The crowd broke into the Russian national anthem before men in military uniforms with pro-war “Z” patches and medals took the stage and joined a singer in a war ballad. “Give him the strength to win,” went the chorus.
Mr. Putin, 71, showed little of the emotion he at times has displayed at similar events in the past, such as when he appeared to tear up during a victory speech after the 2012 election. He mouthed the words to the national anthem with relatively little enthusiasm and quickly left the event.
The celebration made clear that the war against Ukraine had come to be the organizing principle of Mr. Putin’s rule, and it was held as Russians braced for what might come next in a country still fighting on the battlefield and led by a newly emboldened leader.
The massive crowd that gathered on Red Square was made up in part of government workers, students and others who were given tickets and in some cases asked to attend, a common practice for pro-Kremlin rallies in Russia.
A 59-year-old social worker, who gave her name as Nadya and arrived waving a giant Russian flag and wearing a folk headdress known as a kokoshnik, said that she did not want war but that the West needed to stop antagonizing Russia. Russia, she said, needs to be respected, and ending the hostilities is not up to Mr. Putin.
“It doesn’t depend on us,” she said. “It’s the West. England, America — they want to divide us up and make us into little colonies.”
For many Russians, the big worry now is of another military draft, as Mr. Putin doubles down on his invasion.
A 29-year-old government analyst at the celebration, who gave his name as Maksim, said that failing to see any other candidates as strong as Mr. Putin, he had voted for him. But he expressed sympathy for the people who live in Ukraine, as well as for Russian soldiers fighting on the front, and acknowledged that he feared another draft.
“I worry about it, I worry about it every day,” he said. “We don’t know what will happen even tomorrow.”
There are other jitters as well, from the expectation of higher taxes to the possibility of greater repression. Mr. Putin, newly elected to his fifth term, could reshuffle his cabinet, a typical post-election procedure that some analysts believe he could use this time around to elevate the most hawkish members of the ruling elite.
Tatiana Stanovaya, a senior fellow at the Carnegie Russia Eurasia Center, predicted that Mr. Putin would seek to renew the personnel in his “power vertical,” the common term for the political system he has honed that has turned post-Soviet Russia into an autocracy. She said he could seek to promote young, loyal, pro-war bureaucrats over the older generation of officials — mostly men born in the 1950s — who now dominate the upper echelons of his system.

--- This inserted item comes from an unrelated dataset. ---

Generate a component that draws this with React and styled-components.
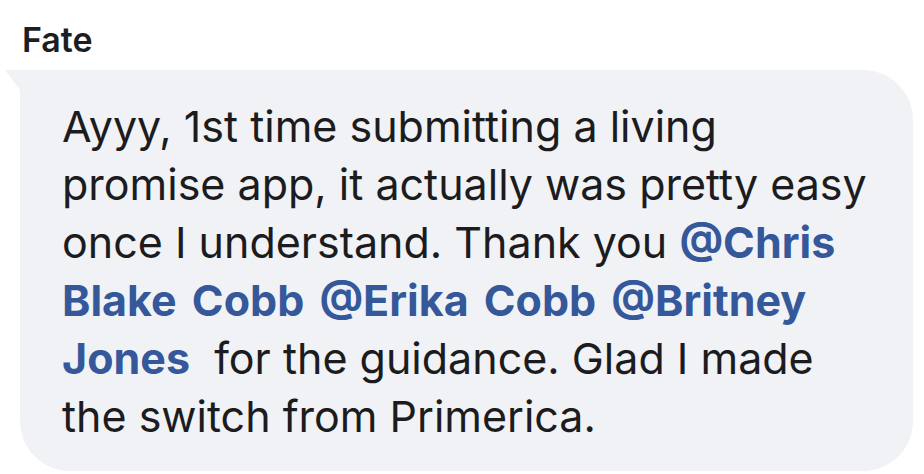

“In times of war, the ‘young hawks’ are, potentially, increasingly in demand,” she wrote.
Mr. Putin is scheduled to be inaugurated in May — a moment of pomp and circumstance that the Kremlin has fashioned into a televised ritual that demonstrates his grip on the Russian state, and an occasion on which he is likely to give a speech setting out a vision for the next six years.
But in the hours after the polls closed on Sunday, Mr. Putin was quick to make clear that his top priority was to continue waging his invasion of Ukraine, until Kyiv and the West agree to a peace deal on his terms.
He said at an after-midnight news conference that Russia wanted talks to build “peaceful, neighborly relations in the long term,” not a deal that would allow Ukraine “to take a pause for a year and a half or two years in order to rearm.”
Repeating a warning he made last summer, Mr. Putin said that Russia could seek to create a “security zone” on Ukrainian territory that Russia does not currently control.
He did not offer details, but analysts believe that such a buffer zone would entail an effort to capture parts of the Kharkiv region of Ukraine — an assault that could require a new military draft.
But analysts also cautioned that, given the opacity of Mr. Putin’s government, it is hard to predict how much will really change. To the extent that Mr. Putin does replace some of his top officials, his priorities will be their “loyalty first and effectiveness second,” said Grigorii Golosov, a political scientist in St. Petersburg.
The orchestrated outpouring of support for Mr. Putin on Monday on Red Square, which was beamed over state television across the country, was designed to communicate that supporting the Russian leader was the patriotic, commonplace thing to do.
Before the invasion of Ukraine, political scientists studying Russia found that the perception of Mr. Putin’s popularity helped drive his actual support and keep him in power. Many Russians had the sense that everyone around them was supporting the Russian leader.
“People like to go along with the crowd,” said Noah Buckley, a political science professor at Trinity College Dublin and co-author of the research. “People like to be on the winning side.”
That sort of support can collapse quickly if the perception of popularity erodes, Mr. Buckley noted. But, he said, “I certainly don’t predict that around this election or anytime soon.”